Synching Up with Your Life’s Purpose

After 4 years working in a mental health hospital, I felt completely lost in my career. Each week I drained my body for a paycheck, working 40 hours in 2 1/2 days and occasionally signing up for those 8 hour overnights working from midnight to 8 a.m.

I was aggravated, irritable and discontent. I deeply craved change, something with purpose, so I moved within the company to a different department. But after another year, I quickly realized this field was a dead end and no longer matched who I was. Soon, I became very depressed and angry at myself. Regret ran wild; what was the point of all this? Why did I get a psychology degree? Have I just wasted the last 8 years? What do I want to do with my life?

In order to create some still space and give these questions a real answer, I quit my job in December of 2018 and nearly had a panic attack when submitted my resignation letter. I’d always had a plan, but for the first time I had no direction. No job prospects. Nothing.

Instead of clinging onto the first glimpse of a job offer, I allowed myself to be unemployed and intentionally live off savings. It was 8 years ago that I had decided to go to college and get a BA degree. In all that time I never even took a moment to reassess who I’d become and whether this is what I still wanted to do. Now, life told me it was time to reassess.
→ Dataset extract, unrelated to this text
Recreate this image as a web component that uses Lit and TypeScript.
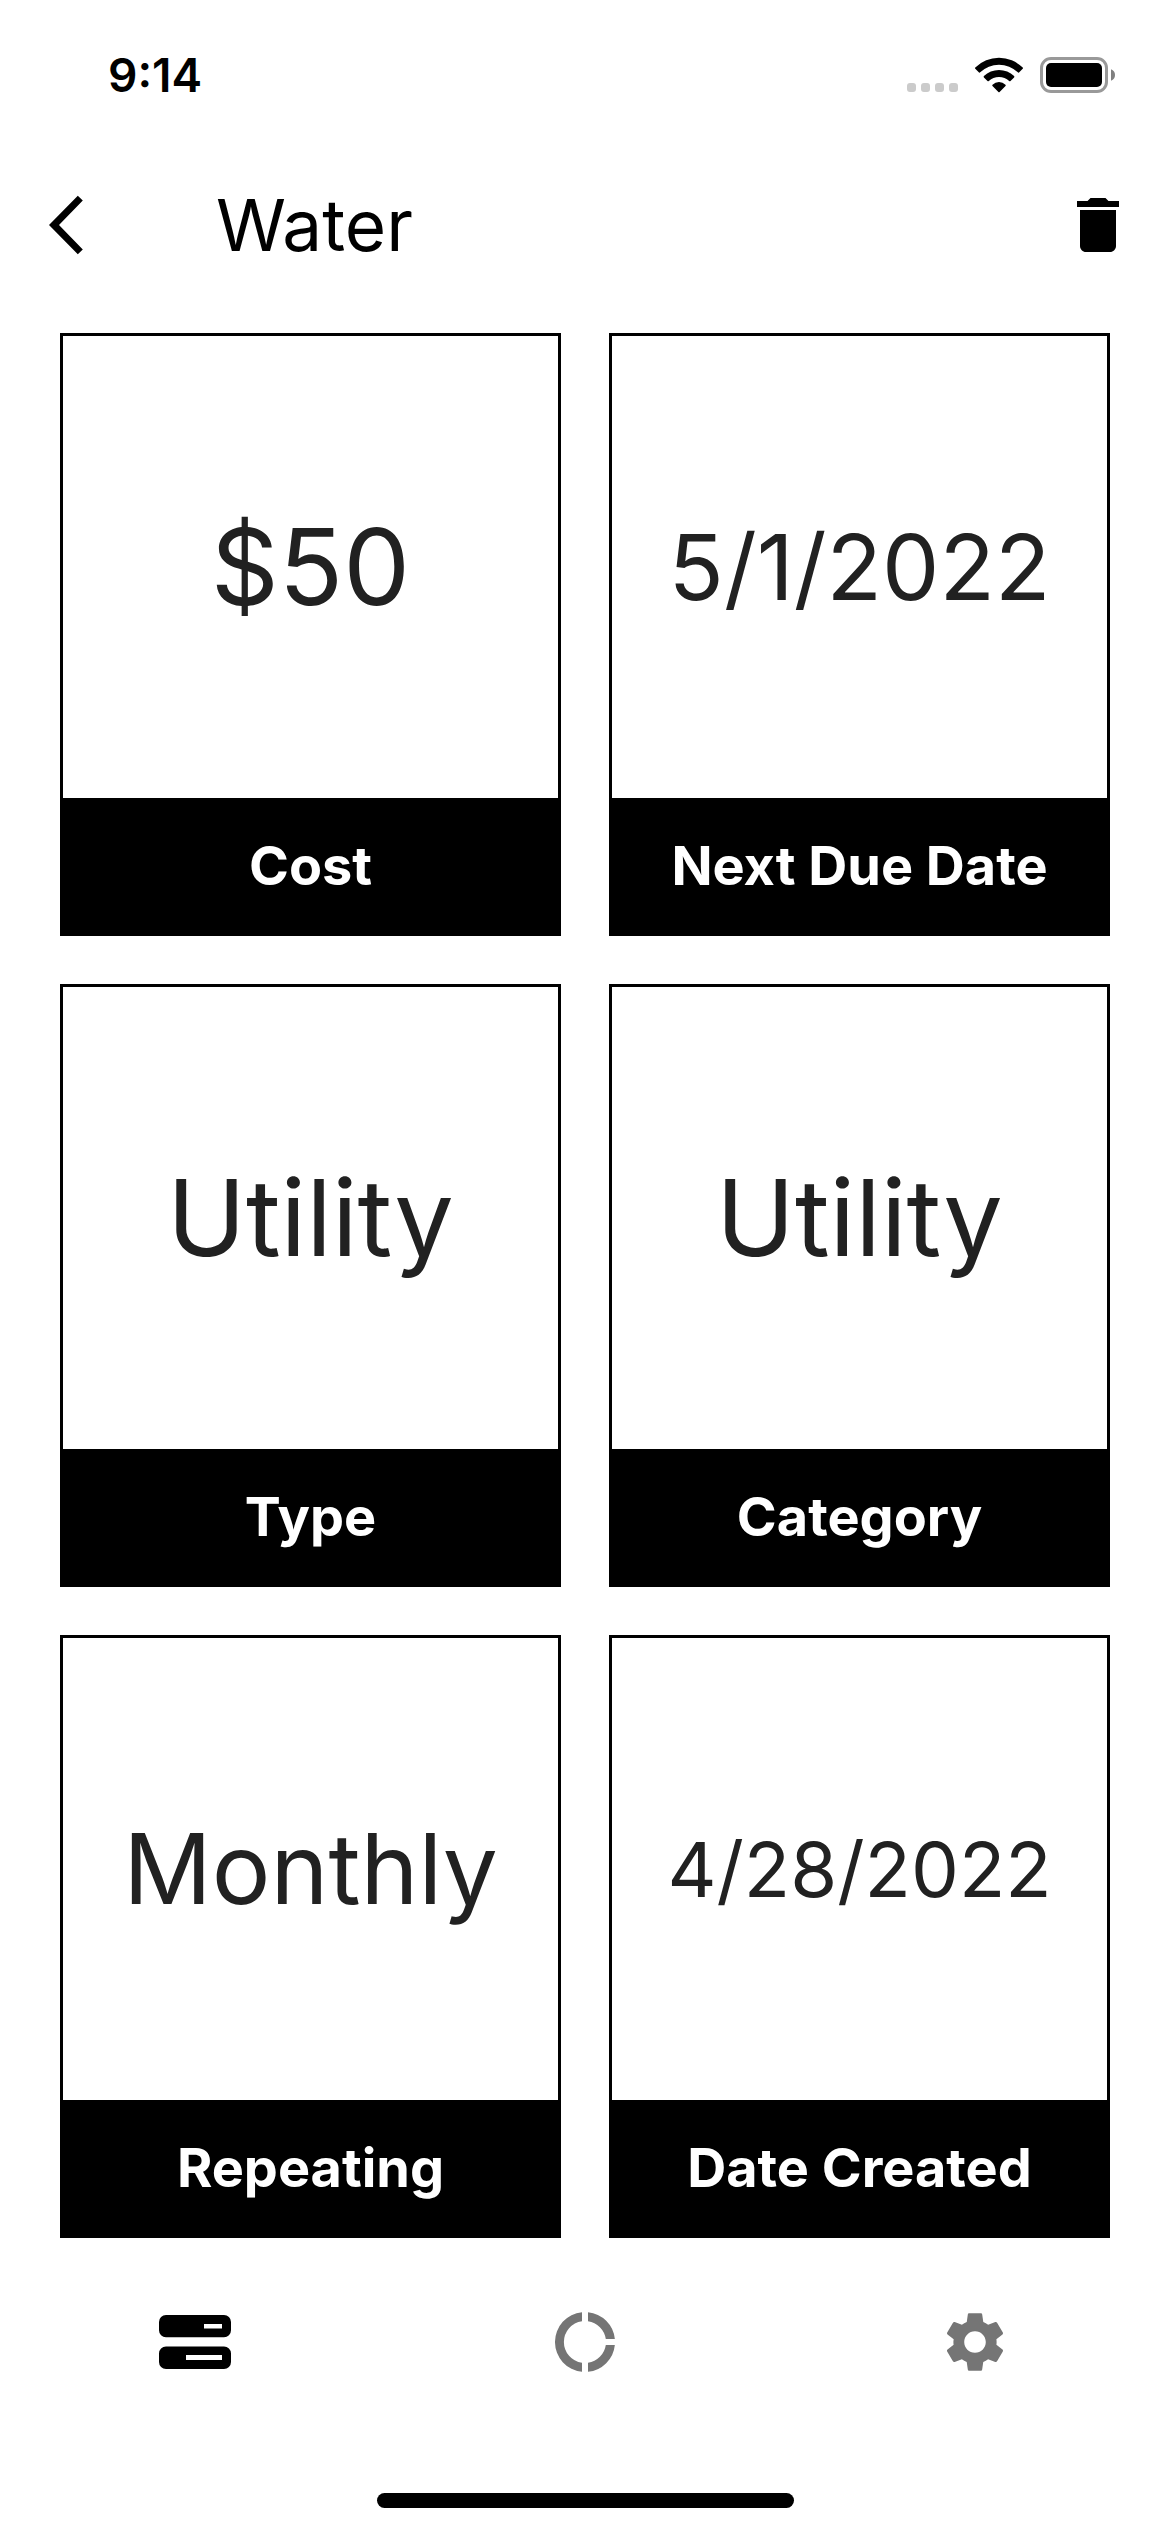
import { LitElement, html, css, svg } from "lit";
import { customElement, property } from "lit/decorators.js";

type ValueSize = "s" | "m" | "l" | "xl";

interface BillDetail {
  value: string;
  label: string;
  size: ValueSize;
}

const DETAILS: BillDetail[] = [
  { value: "$50", label: "Cost", size: "xl" },
  { value: "5/1/2022", label: "Next Due Date", size: "m" },
  { value: "Utility", label: "Type", size: "xl" },
  { value: "Utility", label: "Category", size: "xl" },
  { value: "Monthly", label: "Repeating", size: "l" },
  { value: "4/28/2022", label: "Date Created", size: "s" },
];

const billsIcon = svg`
  <svg width="72" height="54" viewBox="0 0 72 54" fill="currentColor" aria-hidden="true">
    <path fill-rule="evenodd" d="M7 0H65A7 7 0 0 1 72 7V15.3A7 7 0 0 1 65 22.3H7A7 7 0 0 1 0 15.3V7A7 7 0 0 1 7 0ZM45 9V13.6H63V9Z" />
    <path fill-rule="evenodd" d="M7 31.4H65A7 7 0 0 1 72 38.4V47A7 7 0 0 1 65 54H7A7 7 0 0 1 0 47V38.4A7 7 0 0 1 7 31.4ZM27 40V45H63V40Z" />
  </svg>`;

const chartIcon = svg`
  <svg width="60" height="60" viewBox="-30 -30 60 60" fill="currentColor" aria-hidden="true">
    <path d="M-3 -29.85A30 30 0 0 0 -3 29.85V20.8A21 21 0 0 1 -3 -20.8Z" />
    <path d="M3 -29.85A30 30 0 0 1 29.85 -3H20.8A21 21 0 0 0 3 -20.8Z" />
    <path d="M29.85 3A30 30 0 0 1 3 29.85V20.8A21 21 0 0 0 20.8 3Z" />
  </svg>`;

const settingsIcon = svg`
  <svg width="72" height="72" viewBox="0 0 24 24" fill="currentColor" aria-hidden="true">
    <path d="M19.14,12.94c0.04-0.3,0.06-0.61,0.06-0.94c0-0.32-0.02-0.64-0.07-0.94l2.03-1.58c0.18-0.14,0.23-0.41,0.12-0.61l-1.92-3.32c-0.12-0.22-0.37-0.29-0.59-0.22l-2.39,0.96c-0.5-0.38-1.03-0.7-1.62-0.94L14.4,2.81c-0.04-0.24-0.24-0.41-0.48-0.41h-3.84c-0.24,0-0.43,0.17-0.47,0.41L9.25,5.35C8.66,5.59,8.12,5.92,7.63,6.29L5.24,5.33c-0.22-0.08-0.47,0-0.59,0.22L2.74,8.87C2.62,9.08,2.66,9.34,2.86,9.48l2.03,1.58C4.84,11.36,4.8,11.69,4.8,12s0.02,0.64,0.07,0.94l-2.03,1.58c-0.18,0.14-0.23,0.41-0.12,0.61l1.92,3.32c0.12,0.22,0.37,0.29,0.59,0.22l2.39-0.96c0.5,0.38,1.03,0.7,1.62,0.94l0.36,2.54c0.05,0.24,0.24,0.41,0.48,0.41h3.84c0.24,0,0.44-0.17,0.47-0.41l0.36-2.54c0.59-0.24,1.13-0.56,1.62-0.94l2.39,0.96c0.22,0.08,0.47,0,0.59-0.22l1.92-3.32c0.12-0.22,0.07-0.47-0.12-0.61L19.14,12.94z M12,15.6c-1.98,0-3.6-1.62-3.6-3.6s1.62-3.6,3.6-3.6s3.6,1.62,3.6,3.6S13.98,15.6,12,15.6z" />
  </svg>`;

@customElement("status-bar")
export class StatusBar extends LitElement {
  static styles = css`
    :host {
      display: block;
    }
    .bar {
      display: flex;
      align-items: center;
      justify-content: space-between;
      box-sizing: border-box;
      height: 141px;
      padding: 8px 54px 0 108px;
    }
    .time {
      font-size: 46px;
      line-height: 54px;
      font-weight: 600;
    }
    .indicators {
      display: flex;
      align-items: center;
      gap: 17px;
    }
    .indicators svg {
      display: block;
    }
  `;

  render() {
    return html`
      <div class="bar">
        <time class="time">9:14</time>
        <div class="indicators">
          <svg width="51" height="36" viewBox="0 0 51 36" fill="#cbcbcb" aria-hidden="true">
            <rect x="0" y="26" width="9" height="9" rx="3" />
            <rect x="14" y="26" width="9" height="9" rx="3" />
            <rect x="28" y="26" width="9" height="9" rx="3" />
            <rect x="42" y="26" width="9" height="9" rx="3" />
          </svg>
          <svg width="48" height="36" viewBox="0 0 48 36" aria-hidden="true">
            <path d="M0.3 10.6A33.5 33.5 0 0 1 47.7 10.6Q48.3 11.2 47.7 11.8L44 15.4Q43.5 15.9 42.8 15.3A27 27 0 0 0 5.2 15.3Q4.5 15.9 4 15.4L0.3 11.8Q-0.3 11.2 0.3 10.6Z" />
            <path d="M8.9 19.1A21.5 21.5 0 0 1 39.1 19.1Q39.7 19.8 39.1 20.4L35.5 24Q34.8 24.5 34.2 24A15 15 0 0 0 13.8 24Q13.2 24.5 12.5 24L8.9 20.4Q8.3 19.8 8.9 19.1Z" />
            <path d="M17.5 27.7A9.4 9.4 0 0 1 30.5 27.7Q31.1 28.4 30.5 29L24.6 35Q24 35.6 23.4 35L17.5 29Q16.9 28.4 17.5 27.7Z" />
          </svg>
          <svg width="76" height="36" viewBox="0 0 76 36" aria-hidden="true">
            <rect x="1.5" y="1.5" width="65" height="33" rx="9.5" fill="none" stroke="#999999" stroke-width="3" />
            <rect x="6" y="6" width="56" height="24" rx="5" />
            <path d="M71 12.2A6.2 6.2 0 0 1 71 23.8Z" fill="#808080" />
          </svg>
        </div>
      </div>
    `;
  }
}

@customElement("bill-card")
export class BillCard extends LitElement {
  @property() value = "";
  @property() label = "";
  @property() size: ValueSize = "xl";

  static styles = css`
    :host {
      display: block;
    }
    .card {
      margin: 0;
      border: 3px solid #000;
      background: #fff;
    }
    .value {
      display: flex;
      align-items: center;
      justify-content: center;
      margin: 0;
      aspect-ratio: 15 / 14;
      color: #212121;
      white-space: nowrap;
      line-height: 1;
    }
    .xl {
      font-size: 106px;
    }
    .l {
      font-size: 98px;
    }
    .m {
      font-size: 91px;
    }
    .s {
      font-size: 76px;
    }
    .label {
      padding: 36px 24px;
      background: #000;
      color: #fff;
      font-size: 54px;
      font-weight: 700;
      line-height: 63px;
      text-align: center;
      white-space: nowrap;
    }
  `;

  render() {
    return html`
      <figure class="card">
        <p class="value ${this.size}">${this.value}</p>
        <figcaption class="label">${this.label}</figcaption>
      </figure>
    `;
  }
}

@customElement("app-root")
export class AppRoot extends LitElement {
  static styles = css`
    :host {
      display: flex;
      flex-direction: column;
      min-height: 100vh;
      background: #fff;
      color: #000;
      font-family: Inter, "Liberation Sans", sans-serif;
    }
    .app-bar {
      display: flex;
      align-items: center;
      height: 168px;
      padding: 0 36px 0 48px;
    }
    .icon-button {
      display: flex;
      align-items: center;
      padding: 0;
      border: 0;
      background: none;
      color: inherit;
      cursor: pointer;
    }
    .back {
      width: 168px;
      height: 168px;
    }
    .title {
      flex: 1;
      margin: 0;
      font-size: 71px;
      line-height: 84px;
      font-weight: 400;
    }
    .details {
      display: grid;
      grid-template-columns: 1fr 1fr;
      gap: 48px;
      padding: 24px 60px;
    }
    .tabs {
      display: grid;
      grid-template-columns: repeat(3, 1fr);
      height: 160px;
    }
    .tab {
      display: flex;
      align-items: center;
      justify-content: center;
      color: #757575;
    }
    .tab[aria-current] {
      color: #000;
    }
    .home {
      display: flex;
      justify-content: center;
      margin-top: auto;
      padding-bottom: 24px;
    }
    .home-line {
      width: 417px;
      height: 15px;
      border-radius: 8px;
      background: #000;
    }
  `;

  render() {
    return html`
      <status-bar></status-bar>
      <header class="app-bar">
        <button class="icon-button back" aria-label="Back">
          <svg width="36" height="60" viewBox="0 0 36 60" fill="currentColor" aria-hidden="true">
            <path d="M1 30L29.8 0.7L34.8 5.6L11 30L34.8 54.4L29.8 59.3Z" />
          </svg>
        </button>
        <h1 class="title">Water</h1>
        <button class="icon-button" aria-label="Delete">
          <svg width="72" height="72" viewBox="0 0 24 24" fill="currentColor" aria-hidden="true">
            <path d="M6 19c0 1.1.9 2 2 2h8c1.1 0 2-.9 2-2V7H6v12zM19 4h-3.5l-1-1h-5l-1 1H5v2h14V4z" />
          </svg>
        </button>
      </header>
      <main class="details">
        ${DETAILS.map(
          (d) => html`<bill-card .value=${d.value} .label=${d.label} .size=${d.size}></bill-card>`,
        )}
      </main>
      <nav class="tabs" aria-label="Main">
        <a class="tab" href="#bills" aria-label="Bills" aria-current="page">${billsIcon}</a>
        <a class="tab" href="#summary" aria-label="Summary">${chartIcon}</a>
        <a class="tab" href="#settings" aria-label="Settings">${settingsIcon}</a>
      </nav>
      <div class="home"><div class="home-line"></div></div>
    `;
  }
}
For four months, I sought to make passion a priority and pushed myself to test out new career paths. Even if I was terrified. Even if they paid poorly and offered zero benefits. Like millions of others, I had made the mistake of placing money on a pedestal. I was willing to sacrifice the real me and all the genuine bliss that goes along with that if it meant I’d take home a larger check. Didn’t seem like a problem to me at the time if I had to “fake it to make it.” In this disparity was not where I wanted to be so, I tried to pursue lifelong interests and see where they led; personal training, childcare, writing and a number of other very random, side gigs like writing obituaries. This “testing” period was actually a “transitioning” period when I learned a life changing lesson:

Don’t seek purpose in anything or anyone. And surely don’t expect your life’s plan to pop up on Indeed, Monster or any other job sight.

Finding a career you love begins with your ability to stay true to yourself; in order to do that, you need to know yourself very well; likes, dislikes, strengths, weaknesses, values, aversions and all. When what you do in your free time (given you’re a healthy, sane and morally kept adult) matches what you do for work, you suddenly tap into a place of deep synchronicity.

This is a beautiful place to be.

Not many people actually love their job,is the common retort. However, even if this is true, it doesn’t mean it has to be true for you and it certainly doesn’t mean you can’t strive to be one of the few who loves what they do.

It’s a rough work-world journey, filled with defeated, jaded and harsh individuals, but in the words of Mark Twain:

“Keep away from people who try to belittle your ambitions. Small people always do that, but the really great make you feel that you, too, can become great.”


Start syncing up with your career today.